Thomas Jefferson Papers
Documents filtered by: Recipient="Jefferson, Thomas"
sorted by: editorial placement
Permanent link for this document:
https://founders.archives.gov/documents/Jefferson/01-11-02-0098

To Thomas Jefferson from Partout, [January 1787?]

From Partout

[Jan. 1787?]

The Cook returned and told he would accept of my terms whatever they would be: I answerd he should consult nothing but his own convenience: I told him I thought M. Jefs. would be disposed to give him fifty guineas a year for teaching another the cookery. Aggreed.

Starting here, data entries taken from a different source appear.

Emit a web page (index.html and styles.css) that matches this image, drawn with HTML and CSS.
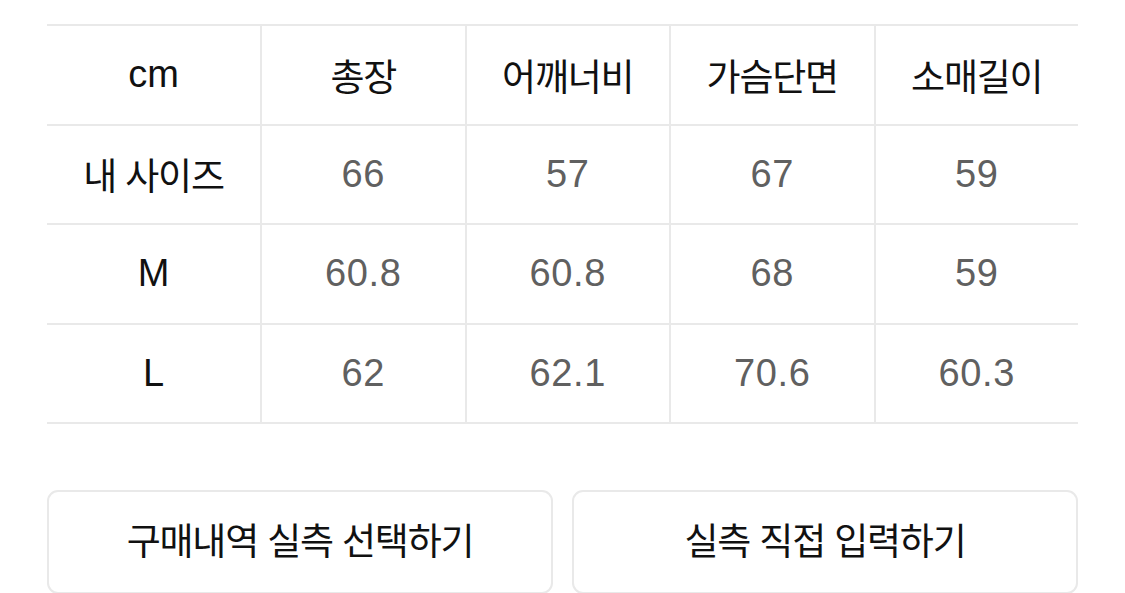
FILE: index.html
```html
<!DOCTYPE html>
<html lang="ko">
<head>
<meta charset="utf-8">
<link rel="stylesheet" href="styles.css">
</head>
<body>
<div class="page">
  <div class="size-table">
    <div class="cell head label latin">cm</div>
    <div class="cell head ko">총장</div>
    <div class="cell head ko">어깨너비</div>
    <div class="cell head ko">가슴단면</div>
    <div class="cell head ko">소매길이</div>

    <div class="cell label ko">내 사이즈</div>
    <div class="cell num">66</div>
    <div class="cell num">57</div>
    <div class="cell num">67</div>
    <div class="cell num">59</div>

    <div class="cell label latin">M</div>
    <div class="cell num">60.8</div>
    <div class="cell num">60.8</div>
    <div class="cell num">68</div>
    <div class="cell num">59</div>

    <div class="cell label latin">L</div>
    <div class="cell num">62</div>
    <div class="cell num">62.1</div>
    <div class="cell num">70.6</div>
    <div class="cell num">60.3</div>
  </div>
  <div class="actions">
    <button class="btn">구매내역 실측 선택하기</button>
    <button class="btn">실측 직접 입력하기</button>
  </div>
</div>
</body>
</html>
```
FILE: styles.css
```css
html, body {
  margin: 0;
  padding: 0;
  background: #fff;
}
body {
  font-family: "Liberation Sans", "Noto Sans CJK KR", sans-serif;
  color: #111;
}
.page {
  padding: 24px 47px 0 47px;
}
.size-table {
  display: grid;
  grid-template-columns: 213px repeat(4, 1fr);
  grid-auto-rows: 99.5px;
  border-top: 2px solid #e9e9e9;
}
.cell {
  display: flex;
  align-items: center;
  justify-content: center;
  border-bottom: 2px solid #e9e9e9;
  border-left: 2px solid #e9e9e9;
  box-sizing: border-box;
}
.cell.label {
  border-left: none;
  color: #111;
}
.latin {
  font-family: "Liberation Sans", sans-serif;
  font-size: 38px;
}
.ko {
  font-family: "Noto Sans CJK KR", sans-serif;
  font-size: 37px;
  letter-spacing: -1.2px;
}
.num {
  font-family: "Liberation Sans", sans-serif;
  font-size: 38px;
  letter-spacing: 0.6px;
  color: #606060;
}
.actions {
  display: flex;
  gap: 19px;
  margin-top: 66px;
}
.btn {
  flex: 1;
  height: 104px;
  background: #fff;
  border: 2px solid #e9e9e9;
  border-radius: 11px;
  font-family: "Noto Sans CJK KR", sans-serif;
  font-size: 37px;
  color: #111;
  letter-spacing: -1.2px;
  padding: 0 0 6px 0;
}
```
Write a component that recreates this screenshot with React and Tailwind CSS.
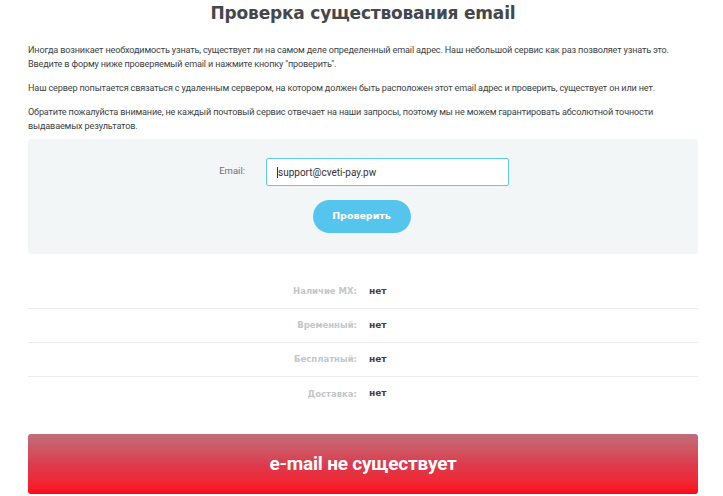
export default function App() {
  const rows = [
    ["Наличие MX:", "нет"],
    ["Временный:", "нет"],
    ["Бесплатный:", "нет"],
    ["Доставка:", "нет"],
  ];
  return (
    <div className="w-[723px] h-[496px] bg-white overflow-hidden" style={{ fontFamily: "Roboto, 'Noto Sans', sans-serif" }}>
      <div className="px-[28px] pr-[25px]">
        <h1 className="text-center pt-[1px] text-[17px] leading-[24px] font-bold text-[#44474c] tracking-[-0.2px]" style={{ fontFamily: "'DejaVu Sans', sans-serif" }}>
          Проверка существования email
        </h1>
        <div className="mt-[18px] text-[9.1px] leading-[14px] text-[#3b3f44] tracking-[-0.15px]">
          <p>Иногда возникает необходимость узнать, существует ли на самом деле определенный email адрес. Наш небольшой сервис как раз позволяет узнать это.<br />Введите в форму ниже проверяемый email и нажмите кнопку "проверить".</p>
          <p className="mt-[10px]">Наш сервер попытается связаться с удаленным сервером, на котором должен быть расположен этот email адрес и проверить, существует он или нет.</p>
          <p className="mt-[10px]">Обратите пожалуйста внимание, не каждый почтовый сервис отвечает на наши запросы, поэтому мы не можем гарантировать абсолютной точности<br />выдаваемых результатов.</p>
        </div>
        <div className="mt-[6px] h-[115px] bg-[#f3f6f7] rounded-[3px] flex flex-col items-center pt-[19px]">
          <div className="flex items-center">
            <span className="w-[217px] text-right pr-[21px] text-[9.5px] text-[#6d7075] -mt-[2px]">Email:</span>
            <div className="w-[243px] h-[28px] bg-white border border-[#5ec8ef] rounded-[2px] flex items-center pl-[10px] text-[10px] text-[#333]">
              <span className="w-px h-[11px] bg-[#333]"></span>support@cveti-pay.pw
            </div>
            <span className="w-[168px]"></span>
          </div>
          <button className="mt-[14px] w-[98px] h-[33px] rounded-full bg-[#56c5ed] text-white text-[9.5px] font-bold -ml-[3px]" style={{ fontFamily: "'DejaVu Sans', sans-serif" }}>
            Проверить
          </button>
        </div>
        <div className="mt-[21px]" style={{ fontFamily: "'DejaVu Sans', sans-serif" }}>
          {rows.map(([k, v], i) => (
            <div key={i} className={`flex items-center h-[34px] ${i < 3 ? "border-b border-[#ececec]" : ""}`}>
              <span className="w-[329px] text-right text-[8.5px] font-bold text-[#c4c6c9]">{k}</span>
              <span className="ml-[12px] text-[9px] font-bold text-[#3d4046]">{v}</span>
            </div>
          ))}
        </div>
        <div className="mt-[23px] h-[60px] rounded-[3px] bg-gradient-to-b from-[#c06c7a] via-[#db3a4d] to-[#ff0416] flex items-center justify-center">
          <span className="text-white text-[19px] font-bold tracking-[-0.2px]" style={{ fontFamily: "Roboto, sans-serif" }}>e-mail не существует</span>
        </div>
      </div>
    </div>
  );
}
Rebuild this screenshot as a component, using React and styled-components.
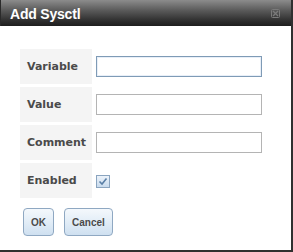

He observed a sufficient quantity of linnen and kitchen utensils should be furnished only for his use, and in greater quantity than in the English cookerey which does not require as many as ours. I aggreed.

He desired a suply of bier or toddy or brandy for the days when he should have an extraordinary business. I left it to Mr. Jeffson.

The man comes for an answer in half an hour. As a number of small affairs press on me I hope M. Jepherson will excuse the paper, Style and Writer.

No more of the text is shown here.